35 Years...And Just Getting Started
Gordon was a refugee from mainstream audio publishing—he had been technical editor at High Fidelity magazine in the '50s—and was tired of being asked to pander to the demands of advertisers. "I watched, first with incredulity and then with growing disgust, how the purchase of a year's advertising contract could virtually insure a manufacturer against publication of an unfavorable report," he said in a 1974 article raging about those dark times. And if a company didn't buy advertising, then they didn't get reviewed at all: "Not only were the Big Advertisers' products immune from serious criticism, they were also shielded from the threat of comparison with competing products that were better but were not so heavily advertised." the stereophile, as it was then called, was Gordon's answer to audiophiles' need for an honest, reliable source of information. "Okay, if no one else will publish a magazine that calls the shots as it sees them, I'll do it myself," he later wrote, adding, "I must have been out of my mind!"

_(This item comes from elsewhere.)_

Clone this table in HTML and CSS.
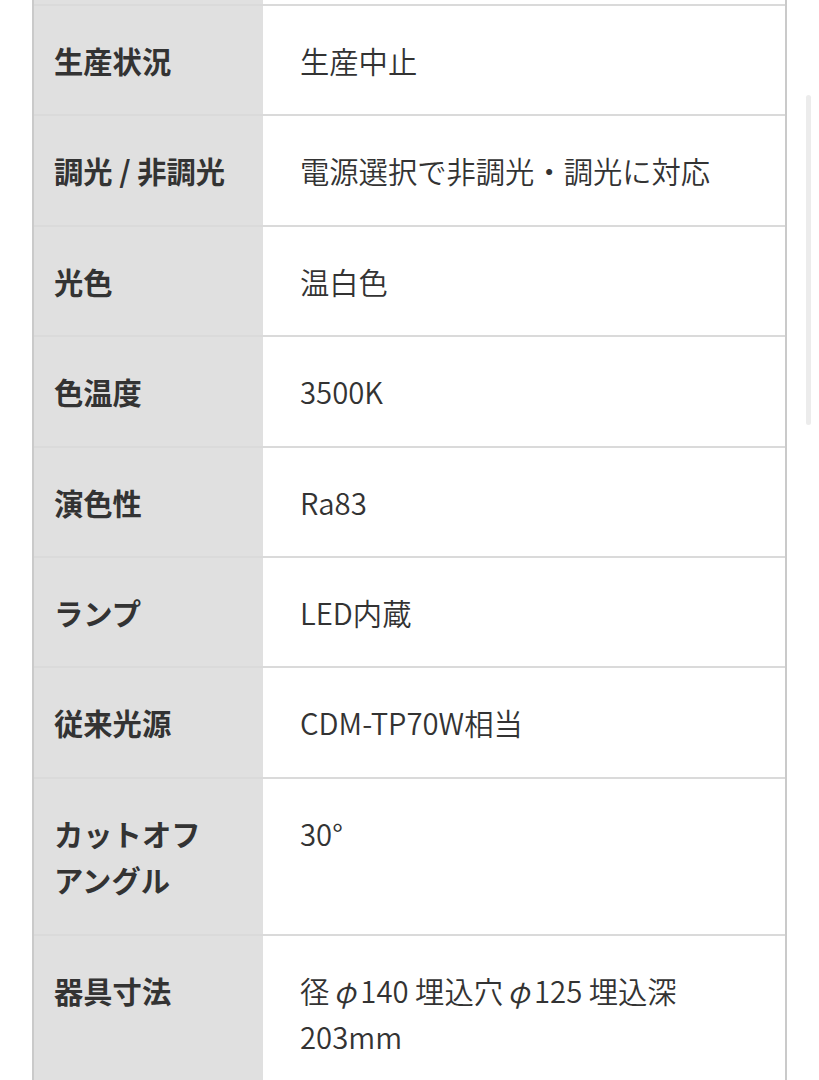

The fundamental policy of "honesty, integrity, and all that," as JGH described it in that September/October 1962 issue's "As We See It," has been a major factor in Stereophile's 35 years of growth. Now, as then, we don't hold back from giving a bad review to a company that advertises, or a good review to one that doesn't. We call 'em as we hear 'em. But to my mind, as important a factor is a philosophy Gordon mentioned in a throwaway remark at the end of that first editorial leader: "Other things that need looking into are...equipment-testing standards [and] subjective criteria for evaluating fidelity." [JGH's italics]. This, of course, was the small rock on which first this magazine, then the entire high-end audio industry was founded: the optimum way in which to judge the performance of an audio component is to listen to it. How could it be any other way?
However, to judge from recent discussions on the Internet newsgroups rec.audio.high-end and rec.audio.opinion, it seems that many people do want it another way. To loosely paraphrase their position, revealed by various postings over the past few months and by articles in other magazines: a) measured performance fully characterizes how a component will sound; b) listening is unreliable unless performed using a double-blind protocol called ABX (see, for example, Jeff Ryan's communication in this month's "Letters," p.15); c) audible differences between components of all kinds except loudspeakers tend to be nonexistent, as "proved" by ABX tests; d) even if loudspeakers do sound different, most of that difference is due to the room; and e) as a result of the above, shouldn't audiophiles be turning their attention to home theater, say, or to multimedia? "At the very least they shouldn't be wasting their money on high-end audio components" seems to be the overriding sentiment on the audio newsgroups.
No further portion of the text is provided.